Not less wonderful is Christ's resurrection. This was the headstone of the sacred edifice of our redemption. For this reason, after His resurrection, the apostles went forth preaching, not so much the fact of their Lord's death, as the fact of His resurrection. "And with great power gave the apostles witness of the resurrection of the Lord Jesus." Now, the death of Jesus quickens into life. The Victim becomes the Victor. Death itself dies. Jesus is risen indeed; and from that empty tomb goes forth throughout the Church on earth and in heaven, as with electric power, a new-born life, quickening all whom it touches with immortality. Behold, then, your grave, O Christian, radiant with the light of your Savior's wondrous resurrection! It is no longer cold, nor dark, nor lonely. Jesus has made it the resting place of those who sleep in Him. It is the sacred urn in which the Lord has deposited the ransomed dust of the ruined temple of the Spirit, there to repose beneath His watchful eye until the trump of the archangel shall bid it rise. "Now is Christ risen from the dead, and become the first-fruits of those who slept."
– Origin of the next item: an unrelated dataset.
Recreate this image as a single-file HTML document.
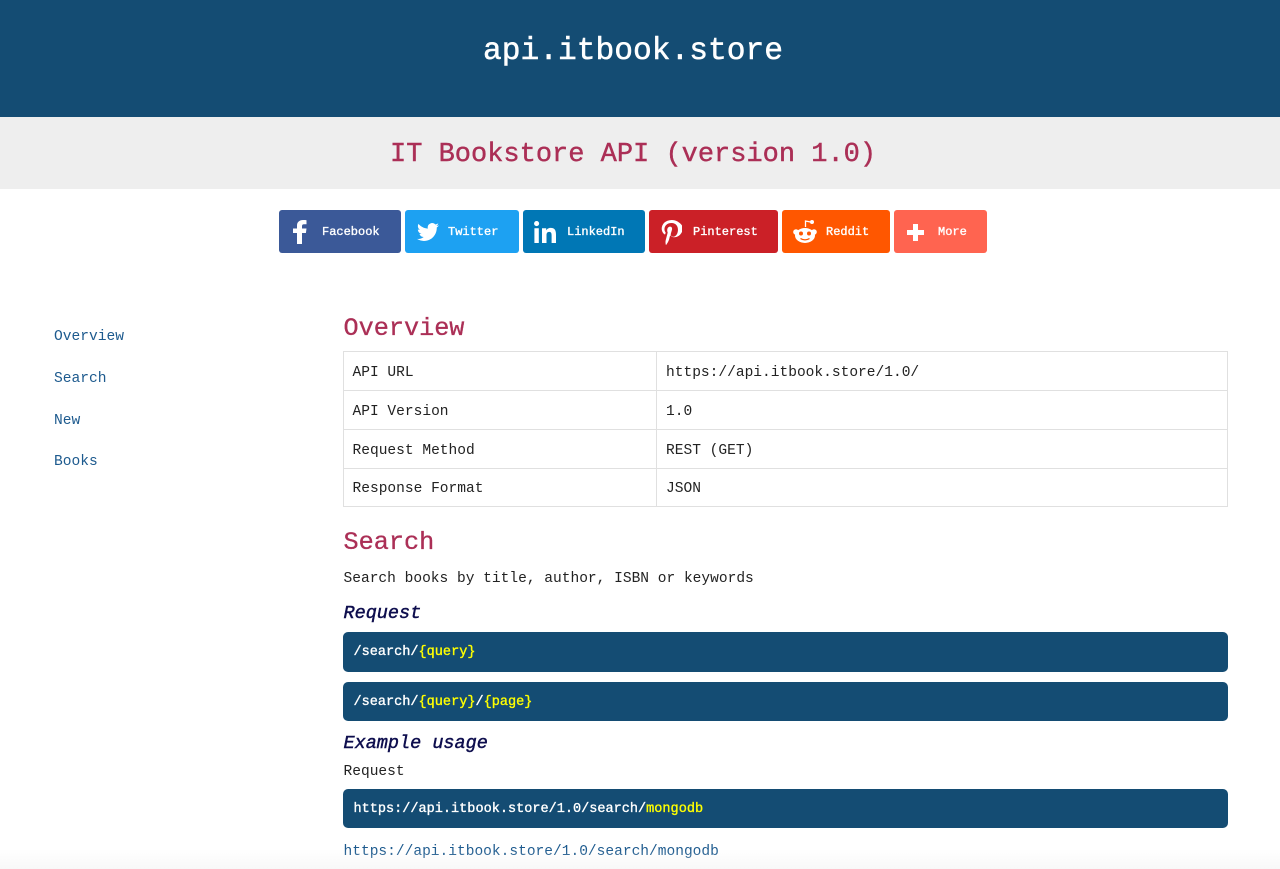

Oh, what comfort distills from this truth to the bereaved, who sorrow not as those who have no hope. The grave has closed over all that gave to life its charm, and to your heart its bliss. But oh, let faith, and hope, and love entwine in the garland you lay upon that cold breast; "for this corruptible shall put on incorruption, and this mortal shall put on immortality. Then shall be brought to pass the saying that is written, Death is swallowed up in victory. O death, where is your stint? O grave, where is your victory? Thanks be unto God, who gives us the victory through our Lord Jesus Christ.''

"Why do we mourn departed friends,
Or shake at death's alarm?
It is but the voice that Jesus sends,
To call them to His arms.
Why should we tremble to convey
Their bodies to the tomb?
There the dear flesh of Jesus lay,
And left a long perfume.
The grave of all His saints He blessed,
And softened every bed;
Where should the dying members rest,
But with the dying Head?
Thence He arose, ascending high,
And showed our feet the way;
Up to the Lord our flesh shall fly,
At the great rising day."

Christ is wonderful in His love. Shall I say it? this wonder seems to transcend and eclipse all others. It was the first and eternal link in the golden chain lowered from the highest throne in heaven down to the lowest depth of earth. That Christ should love us was the beginning of wonders. When we endeavor to comprehend that love, measure it, fathom it, scale it, and learn that it has heights we cannot reach, depths we cannot sound, lengths and breadths we cannot measure, we are prepared for every wonder belonging to and springing from Him who is Wonderful. Such love, such Infinite love, such Divine love, such everlasting love, such redeeming, dying love, is an Ocean whose eternal waves waft into our fallen world every wonder of God and of heaven.
"Let all the world fall down and know,
That none but God such love could show."

That Jesus should love such beings as we; that He should love us while we were yet sinners; that He should set his heart upon us, choose us, die for us, call us, and finally bring us to glory, knowing what we were, and what we should prove, Oh, this is wondrous love indeed! Plunge into this fathomless, boundless ocean of love, O you sin-burdened one! It will cover all your sins, it will efface all your guilt; it will flood over all your unworthiness; and, floating upon its golden waves, it will gently waft you to the shore of eternal blessedness. How often have you wondered how Christ should set His heart upon such an one as you! It was because His name was "Wonderful." And is it not a wonder that, amid all your fickleness, backslidings, cold, base returns, this love of God towards you has not chilled or changed? But do not rest, do not be satisfied with your present limited experience of Christ's wonderful love. It is so marvelously great, the Ocean is so fathomless, boundless, and inexhaustible, you may plunge, with all your infirmities, sin, and sorrow, into its fulness, exclaiming, "O the depth!" "The well is deep," drink abundantly, O beloved!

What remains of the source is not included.